Economia
Dazi, Trump non fa marcia indietro. Pechino minaccia contromisure
Il presidente Usa: "La Cina vuole trattare con Biden"
Saranno anche tattiche pre-negoziato finale (la delegazione di Pechino è in arrivo a Washington) come spiegano alcuni commentatori oppure la ritrovata fiducia da parte di entrambi i contendenti circa le condizioni di salute delle proprie economie (la Cina sta andando un pochino meglio rispetto a quanto avvenisse due mesi fa), ma la nuova escalation di annunci dopo i tweet di domenica di Donald Trump sembra gettare alle ortiche ben cinque lunghi mesi di trattative, impiegati a trovare una soluzione al conflitto commerciale fra Stati Uniti e il Dragone. Facendo apparire quasi impossibile ora una ricomposizione del fronte a poco dal nuovo round di negoziati che sulla carta, fino a pochi giorni fa, doveva essere decisivo.
Tant’è che, stando a quanto ha cinguettato ancora una volta il numero uno della Casa Bianca, nella tempistica delle trattative per neutralizzare la guerra dei dazi tanto temuta dalle Borse e dagli altri partner commerciali pare essersi inserito il fattore politico tutto interno agli Stati Uniti. Ovvero le elezioni presidenziali a stelle e strisce del prossimo anno.
Mentre l'ufficio del rappresentante commerciale degli Stati Uniti, Robert Lighthizer, ha fatto sapere che l'aumento dei dazi dal 10% al 25% su 200 miliardi di dollari sulle merci cinesi entrerà in vigore a mezzanotte di venerdì 10 maggio, Trump è passato nuovamente all’attacco di Pechino: "La Cina ci ha appena informato che il vicepremier sta arrivando negli Stati Uniti per fare un accordo", ha cinguettato, senza dimenticare la minaccia: "Vedremo, ma sono molto contento degli oltre 100 miliardi di dazi che riempirebbero le casse degli Stati Uniti. Ottimo per gli Usa, non buono per la Cina".

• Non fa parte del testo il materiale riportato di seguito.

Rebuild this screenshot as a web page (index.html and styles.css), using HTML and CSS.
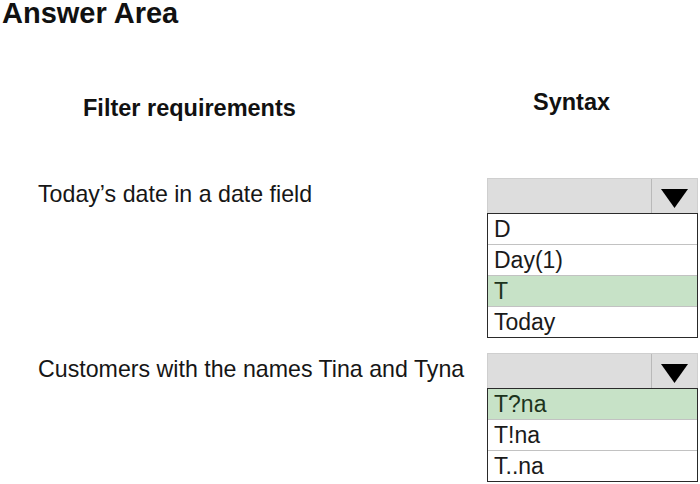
FILE: index.html
```html
<!DOCTYPE html>
<html>
<head>
<meta charset="utf-8">
<link rel="stylesheet" href="styles.css">
</head>
<body>
<div class="page">
  <h1 class="title">Answer Area</h1>
  <div class="heads">
    <div class="head head-left">Filter requirements</div>
    <div class="head head-right">Syntax</div>
  </div>
  <div class="question q1">
    <div class="label">Today’s date in a date field</div>
    <div class="dropdown">
      <div class="dd-head">
        <div class="dd-field"></div>
        <div class="dd-btn"><svg width="27" height="19" viewBox="0 0 27 19"><polygon points="0,0 27,0 13.5,19" fill="#000"/></svg></div>
      </div>
      <ul class="dd-list">
        <li>D</li>
        <li>Day(1)</li>
        <li class="sel">T</li>
        <li>Today</li>
      </ul>
    </div>
  </div>
  <div class="question q2">
    <div class="label">Customers with the names Tina and Tyna</div>
    <div class="dropdown">
      <div class="dd-head">
        <div class="dd-field"></div>
        <div class="dd-btn"><svg width="27" height="19" viewBox="0 0 27 19"><polygon points="0,0 27,0 13.5,19" fill="#000"/></svg></div>
      </div>
      <ul class="dd-list">
        <li class="sel">T?na</li>
        <li>T!na</li>
        <li>T..na</li>
      </ul>
    </div>
  </div>
</div>
</body>
</html>
```

FILE: styles.css
```css
* { box-sizing: border-box; }
html, body { margin: 0; padding: 0; background: #fff; }
body {
  font-family: "Liberation Sans", Arial, sans-serif;
  color: #161616;
  width: 700px;
  height: 484px;
  overflow: hidden;
}
.page { display: flex; flex-direction: column; }
.title {
  margin: 0;
  padding-left: 2px;
  font-size: 29px;
  line-height: 26px;
  font-weight: bold;
  color: #111;
}
.heads {
  display: grid;
  grid-template-columns: 487px 211px;
  margin-top: 64px;
  font-weight: bold;
  font-size: 23.5px;
  line-height: 24px;
  color: #111;
}
.head-left { padding-left: 83px; margin-top: 6px; }
.head-right { padding-left: 46px; }
.question {
  display: grid;
  grid-template-columns: 487px 211px;
  align-items: start;
}
.q1 { margin-top: 58px; }
.q2 { margin-top: 15px; }
.label {
  padding-left: 38px;
  margin-top: 4px;
  font-size: 23.2px;
  line-height: 24px;
  white-space: nowrap;
}
.dropdown { display: flex; flex-direction: column; width: 211px; }
.dd-head {
  display: flex;
  height: 35px;
  background: #dddddd;
  border: 1px solid #cfcfcf;
  border-bottom: none;
}
.dd-field { flex: 1; }
.dd-btn {
  width: 46px;
  border-left: 1.5px solid #b9b9b9;
  display: flex;
  align-items: flex-end;
  justify-content: center;
  padding-bottom: 5px;
}
.dd-btn svg { display: block; }
.dd-list {
  list-style: none;
  margin: 0;
  padding: 0;
  border: 1.5px solid #2a2a2a;
  background: #fff;
}
.dd-list li {
  height: 31px;
  line-height: 30px;
  padding-left: 6px;
  font-size: 23px;
  color: #1a1a1a;
  border-top: 1px solid #c2c2c2;
}
.dd-list li:first-child { border-top: none; height: 30px; }
.dd-list li.sel { background: #c7e2c7; color: #1c331c; }
```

Concetto ribadito con la stoccata anche sul fronte interno: "La regione della retromarcia della Cina e del suo tentativo di rinegoziare l'accordo commerciale è la speranza di essere in grado di rinegoziarlo con Joe Biden o con uno dei deboli democratici, e quindi continuare a rubare agli Stati Uniti per i prossimi anni”. La mossa annunciata da Trump è una decisione che colpisce molto di più l’economia cinese rispetto a quella americana, così ai nuovi tweet del tycoon newyorkese è seguita subito la nota del ministero del commercio di Pechino secondo cui “la Cina cui assumerà le necessarie contromisure se gli Stati Uniti attueranno il loro piano di rialzo dei tassi dal 10% al 25% su 200 miliardi di dollari di Made in China. L'escalation delle tensioni commerciali non è nell'interesse della Cina e del mondo: la Cina è 'profondamente rammaricata’'.
Secondo quanto riportato dalla Reuters, la scorsa settimana Pechino avrebbe fatto marcia indietro su quasi tutti i punti dell'accordo con gli Usa. Una retromarcia comunicata con un messaggio, arrivato a Washington venerdì sera, con modifiche sistematiche alla bozza di accordo di quasi 150 pagine, modifiche che avrebbero fatto saltare mesi di negoziati tra le due maggiori economie del mondo.
Sarebbe stato questo all'origine dello strappo del presidente Usa, che domenica a sorpresa ha annunciato l'aumento dei dazi dal 10 al 25% su 200 miliardi di dollari di beni importati da Pechino, con la minaccia rinnovata di colpire altri 350 miliardi di dollari di beni, come scarpe, abbigliamento, mobilio, giocattoli ed elettronica.
Secondo fonti sentite dalla Reuters, in ognuno dei sette capitoli della bozza di accordo la Cina avrebbe cancellato i suoi impegni a cambiare leggi per risolvere le principali questioni che avevano portato gli Stati Uniti a una guerra a colpi di dazi. In gioco ci sono il furto di proprietà intellettuale e di segreti commerciali, trasferimenti forzati di tecnologia da parte di aziende americane a partner cinesi necessari per potere operare sul territorio del Paese asiatico, competizione, accesso ai servizi finanziari e manipolazione della valuta. La situazione poi sarebbe degenerata lo scorso venerdì notte, quando a Washington è arrivato un cable diplomatico di Pechino pieno di modifiche alla progetto di intesa.